Syria #2: To The Brink Of War And Back

A lot has happened since my previous post. Obama got what he wanted: no military intervention in Syria. Instead, Putin reached out to Obama and together they’ve come up with a political solution: Assad should destroy all chemical weapons by mid- 2014 and the Organisation for the Prohibition of Chemical Weapons (OPCW) will be doing inspections. A soft UN resolution was passed on Friday the 27th of September. Soft, because military intervention is completely out of the picture now. In the case Assad does not get rid of his chemical weapons, a new resolution mandating military intervention still has to pass the security council – which, of course, wouldn’t happen. Ever.

Both Putin and Obama try to sell the Russian-American deal as their personal victory. Obama claims that without a credible threat, the Assad regime would not have made such “big” concessions. Putin attacks American interventionism and presents himself as the ultimate peacemaker. Obama receives a great deal of critique over the deal. Especially the older American generation– who arguably suffer from a post-traumatic stress disorder from the Cold War — don’t like it a single bit. And what do the Russians think? Russia hardly even resembles a democracy anymore, so who knows. But I’m guessing Putin’s more succesful in his attempt — A Russian advocacy group did recently nominate him for the Noble Peace Prize. Ha.

The OPCW started the inspection of Syria’s weapon arsenal. Ban Ki-Moon says it will take another month and a half before peace negotiations come about. Lavrov, the Russian Minister of Foreign Affairs, says it will be challenging to bring the different parties to the table. I believe it would be even more challenging to implement the peace plan. The Syrian National Coalition (SNC), based in Turkey, will probably end up going to Geneva. Though, as the SNC lost so much support in Syria, would the Syrian-based opposition ever accept the conference and its outcome?

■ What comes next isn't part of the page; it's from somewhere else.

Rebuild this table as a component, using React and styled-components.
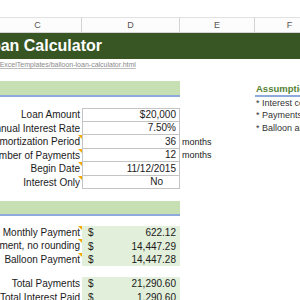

So, who will be attending Geneva II? Many countries want a piece of the Syrian pie. Of course, the US and Russia are in. The Arab League, initially supporting a military intervention in Syria, were quick to support the Russian-American deal and hope to be part of the peace negotiations. The EU clearly wants in as well, citing reasons why it would be an asset in Geneva II at this years’ UN General Assembly. As the EU’s foreign policy is still young, it always tries to be part of important international summits. But Europe is also eager because it fears the Syria conflict could leave its mark on the European economy and security– through an overload of refugees and a possible radicalization of returning combatants. Finally, Iran is keen to attend as well; the Syrian alawite regime is a very important ally to Iran – a friendly regime in a region of states hostile to Iran, not least Iran’s greatest threat: Israel. Possibly a deal has been made between the US and Iran – ‘You want to participate in Geneva? Let’s discuss these nuclear ambitions of yours.’ But I’m getting ahead of myself.